Dari segi alasan logika, pendapat sahabat dijadikan hujjah karena terdapat kemungkinan bahwa pendapat mereka itu berasal dari Rasullullah. Di samping itu, karena mereka sangat dekat dengan Rasulullah dalam rentang waktu yang lama, hal itu memberikan pengalaman yang sangat luas kepada mereka dalam memahami ruh syari'at dan tujuan-tujuan pensyari'atan hukum syara’ (maqashid syariah). Oleh karena itu, jika pendapat mereka bertentangan dengan al-Qiyas, maka sangat mungkin ada landasan hadis yang mereka gunakan saat itu.
2. Satu pendapat mengatakan bahwa mazhab sahabat (qaulus shahabi) secara mutlak tidak dapat menjadi hujjah/dasar hukum. Pendapat ini berasal dari jumhur Asy'ariyah dan Mu’tazilah, dan Abu Hasan al-Kharha dari golongan Hanafiyah.
Alasan mereka antara lain adalah firman Allah:
فَاعْتَبِرُوا يَا أُولِي الأبْصَارِ
Artinya:
“. . . Maka ambillah (kejadian itu) untuk menjadi pelajaran, hai orang-orang yang mempunyai pandangan”. (QS. al-Hasyr: 2)
Maksud ayat tersebut, menurut mereka memerintahkan orang-orang yang memiliki nalar untuk berijtihad menggunakan nalar, dan hal itu sekaligus melarang orang yang memiliki kapasitas intelektual yang tinggi untuk bertaklid, apalagi jika qaulu shahabi tersebut bertentangan dengan al-Qiyas. Dalam pada itu, al-Qiyas dipandang sebagai dalil keempat setelah al-Qur’an, as-Sunnah, dan al-Ijma. Oleh karena itu, tidak boleh mengikuti qaulu shahabi yang bertentangan dengan al-qiyas, karena kedudukan al-qiyas lebih tinggi dari qaulu shahabi.

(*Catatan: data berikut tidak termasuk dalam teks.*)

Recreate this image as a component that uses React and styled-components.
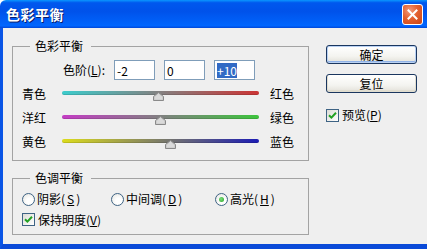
import React from "react";
import styled, { createGlobalStyle } from "styled-components";

const GlobalStyle = createGlobalStyle`
  html, body { margin: 0; padding: 0; background: #ffffff; }
  body { font-family: "Noto Sans CJK SC", "Noto Sans", sans-serif; font-size: 12px; color: #000; }
  u { text-decoration: underline; text-underline-offset: 1px; }
`;

const Window = styled.div`
  width: 427px;
  height: 249px;
  display: flex;
  flex-direction: column;
  overflow: hidden;
`;

const TitleBar = styled.div`
  height: 28px;
  flex: none;
  display: flex;
  align-items: center;
  justify-content: space-between;
  padding: 0 4px 0 6px;
  background: linear-gradient(
    to bottom,
    #0a97ff 0%,
    #0058ee 10%,
    #0052ea 40%,
    #0063fb 85%,
    #0066ff 92%,
    #0047d8 100%
  );
  border-top-left-radius: 6px;
`;

const TitleText = styled.span`
  color: #fff;
  font-size: 14px;
  font-weight: bold;
  letter-spacing: 0.5px;
  text-shadow: 1px 1px 0 #0a1e6a;
  line-height: 1;
`;

const CloseButton = styled.div`
  width: 19px;
  height: 19px;
  border: 1px solid #ffffff;
  border-radius: 3px;
  background: radial-gradient(circle at 35% 30%, #f29a7c 0%, #e3602f 45%, #c84416 100%);
  display: flex;
  align-items: center;
  justify-content: center;
  margin-top: 1px;
`;

const Frame = styled.div`
  flex: 1;
  display: flex;
  align-items: flex-start;
  background: #efefef;
  border-left: 3px solid #0a55e6;
  border-bottom: 5px solid #0a4ad8;
  padding: 11px 0 0 9px;
`;

const LeftColumn = styled.div`
  width: 297px;
  display: flex;
  flex-direction: column;
  gap: 10px;
`;

const Group = styled.fieldset`
  margin: 0;
  min-width: 0;
  border: 1px solid #a3a3a3;
  padding: ${(p) => p.$pad};
`;

const Legend = styled.legend`
  margin-left: 17px;
  padding: 0 8px 0 5px;
  line-height: 14px;
  font-size: 12px;
`;

const LevelsRow = styled.div`
  display: flex;
  align-items: center;
  height: 20px;
  padding-left: 50px;
  gap: 9px;
`;

const LevelsLabel = styled.span`
  line-height: 14px;
  white-space: nowrap;
`;

const NumBox = styled.div`
  width: 41px;
  height: 20px;
  box-sizing: border-box;
  border: 1px solid #7f9db9;
  background: #fff;
  display: flex;
  align-items: center;
  padding-left: 2px;
  font-size: 12px;
`;

const Selected = styled.span`
  background: #316ac5;
  color: #fff;
  line-height: 15px;
`;

const SliderRow = styled.div`
  height: 24px;
  display: flex;
  align-items: center;
  padding-left: 9px;
`;

const SideLabel = styled.span`
  width: ${(p) => p.$w}px;
  flex: none;
  white-space: nowrap;
  line-height: 14px;
`;

const Track = styled.div`
  position: relative;
  width: 197px;
  height: 4px;
  flex: none;
  margin-right: 11px;
  margin-top: -2px;
  border-radius: 2px;
  background: linear-gradient(to right, ${(p) => p.$from}, ${(p) => p.$to});
  box-shadow: inset 0 -1px 0 rgba(0, 0, 0, 0.12);
`;

const Thumb = styled.svg`
  position: absolute;
  top: 1px;
  width: 11px;
  height: 9px;
  margin-left: -5.5px;
`;

const RadioRow = styled.div`
  display: grid;
  grid-template-columns: 89px 104px auto;
  height: 18px;
  align-items: center;
  padding-left: 9px;
`;

const OptionItem = styled.label`
  display: flex;
  align-items: center;
  gap: 2px;
  white-space: nowrap;
  line-height: 14px;
`;

const RadioCircle = styled.span`
  width: 11px;
  height: 11px;
  border: 1px solid #3e6384;
  border-radius: 50%;
  background: radial-gradient(circle at 60% 65%, #ffffff 30%, #e2e2dc 100%);
  display: flex;
  align-items: center;
  justify-content: center;
  flex: none;
`;

const RadioDot = styled.span`
  width: 5px;
  height: 5px;
  border-radius: 50%;
  background: radial-gradient(circle at 40% 40%, #7ee07e, #21a121);
`;

const CheckRow = styled.div`
  height: 18px;
  display: flex;
  align-items: center;
  padding-left: 9px;
`;

const CheckBox = styled.span`
  width: 11px;
  height: 11px;
  border: 1px solid #3e6384;
  background: linear-gradient(135deg, #dcdcd6, #ffffff);
  display: flex;
  align-items: center;
  justify-content: center;
  flex: none;
  margin-right: 3px;
`;

const RightColumn = styled.div`
  margin-left: 17px;
  margin-top: 6px;
  width: 91px;
  display: flex;
  flex-direction: column;
  gap: 10px;
`;

const Button = styled.div`
  height: 19px;
  box-sizing: border-box;
  border: 1px solid #1a365f;
  border-radius: 3px;
  background: linear-gradient(to bottom, #ffffff 0%, #f4f4f0 60%, #e2e0d8 100%);
  box-shadow: ${(p) =>
    p.$default
      ? "inset 0 0 0 1px #b9d1f3, inset 0 -1px 0 1px #8fb2e8"
      : "inset 0 -1px 0 1px #e0ddd0"};
  display: flex;
  align-items: center;
  justify-content: center;
  font-size: 12px;
  line-height: 14px;
`;

const PreviewRow = styled.div`
  display: flex;
  align-items: center;
  margin-top: 5px;
  line-height: 14px;
`;

const sliders = [
  { left: "青色", right: "红色", from: "#3ccccc", to: "#cc3434", value: -2 },
  { left: "洋红", right: "绿色", from: "#c43cc4", to: "#3cc43c", value: 0 },
  { left: "黄色", right: "蓝色", from: "#dcdc1c", to: "#1c1cb4", value: 10 },
];

function Check() {
  return (
    <svg width="9" height="9" viewBox="0 0 9 9">
      <path d="M1 4.2 L3.4 6.6 L8 1.8" fill="none" stroke="#21a121" strokeWidth="2" />
    </svg>
  );
}

function Slider({ left, right, from, to, value }) {
  const pct = 50 + value / 2;
  return (
    <SliderRow>
      <SideLabel $w={40}>{left}</SideLabel>
      <Track $from={from} $to={to}>
        <Thumb viewBox="0 0 11 9" style={{ left: `${pct}%` }}>
          <path
            d="M5.5 0.5 L10.5 4.5 L10.5 8.5 L0.5 8.5 L0.5 4.5 Z"
            fill="#c8c8c8"
            stroke="#8a8a8a"
            strokeWidth="1"
          />
          <path d="M5.5 1.8 L9.3 4.9 L9.3 7.4 L1.7 7.4 L1.7 4.9 Z" fill="#dadada" />
        </Thumb>
      </Track>
      <SideLabel $w={30}>{right}</SideLabel>
    </SliderRow>
  );
}

export default function App() {
  return (
    <>
      <GlobalStyle />
      <Window>
        <TitleBar>
          <TitleText>色彩平衡</TitleText>
          <CloseButton>
            <svg width="11" height="11" viewBox="0 0 11 11">
              <path d="M1.5 1.5 L9.5 9.5 M9.5 1.5 L1.5 9.5" stroke="#fff" strokeWidth="2" strokeLinecap="square" />
            </svg>
          </CloseButton>
        </TitleBar>
        <Frame>
          <LeftColumn>
            <Group $pad="7px 0 6px 0">
              <Legend>色彩平衡</Legend>
              <LevelsRow>
                <LevelsLabel>
                  色阶(<u>L</u>):
                </LevelsLabel>
                <NumBox>-2</NumBox>
                <NumBox>0</NumBox>
                <NumBox>
                  <Selected>+10</Selected>
                </NumBox>
              </LevelsRow>
              <div style={{ height: 2 }} />
              {sliders.map((s) => (
                <Slider key={s.left} {...s} />
              ))}
            </Group>
            <Group $pad="5px 0 6px 0">
              <Legend>色调平衡</Legend>
              <RadioRow>
                <OptionItem>
                  <RadioCircle />
                  阴影(<u>S</u>)
                </OptionItem>
                <OptionItem>
                  <RadioCircle />
                  中间调(<u>D</u>)
                </OptionItem>
                <OptionItem>
                  <RadioCircle>
                    <RadioDot />
                  </RadioCircle>
                  高光(<u>H</u>)
                </OptionItem>
              </RadioRow>
              <div style={{ height: 2 }} />
              <CheckRow>
                <CheckBox>
                  <Check />
                </CheckBox>
                保持明度(<u>V</u>)
              </CheckRow>
            </Group>
          </LeftColumn>
          <RightColumn>
            <Button $default>确定</Button>
            <Button>复位</Button>
            <PreviewRow>
              <CheckBox>
                <Check />
              </CheckBox>
              预览(<u>P</u>)
            </PreviewRow>
          </RightColumn>
        </Frame>
      </Window>
    </>
  );
}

3. Ulama Hanafiyah, Imam Malik, qaul qadim Imam Syafi’i dan pendapat terkuat dari Imam Ahmad bin Hanbal, menyatakan bahwa pendapat sahabat itu menjadi hujjah dan apabila pendapat sahabat bertentangan dengan qiyas maka pendapat sahabat didahulukan.
Alasan yang mereka kemukakan antara lain adalah firman Allah dalam surat at-Taubah ayat 100
وَالسَّابِقُونَ الأوَّلُونَ مِنَ الْمُهَاجِرِينَ وَالأنْصَارِ وَالَّذِينَ اتَّبَعُوهُمْ بِإِحْسَانٍ رَضِيَ اللَّهُ عَنْهُمْ وَرَضُوا
عَنْه
Artinya:
“Orang-orang yang terdahulu lagi yang pertama-tama (masuk Islam) dari golongan muhajirin dan anshar dan orang-orang yang mengikuti mereka dengan baik, Allah ridha kepada mereka” (QS. at-Taubah: 100)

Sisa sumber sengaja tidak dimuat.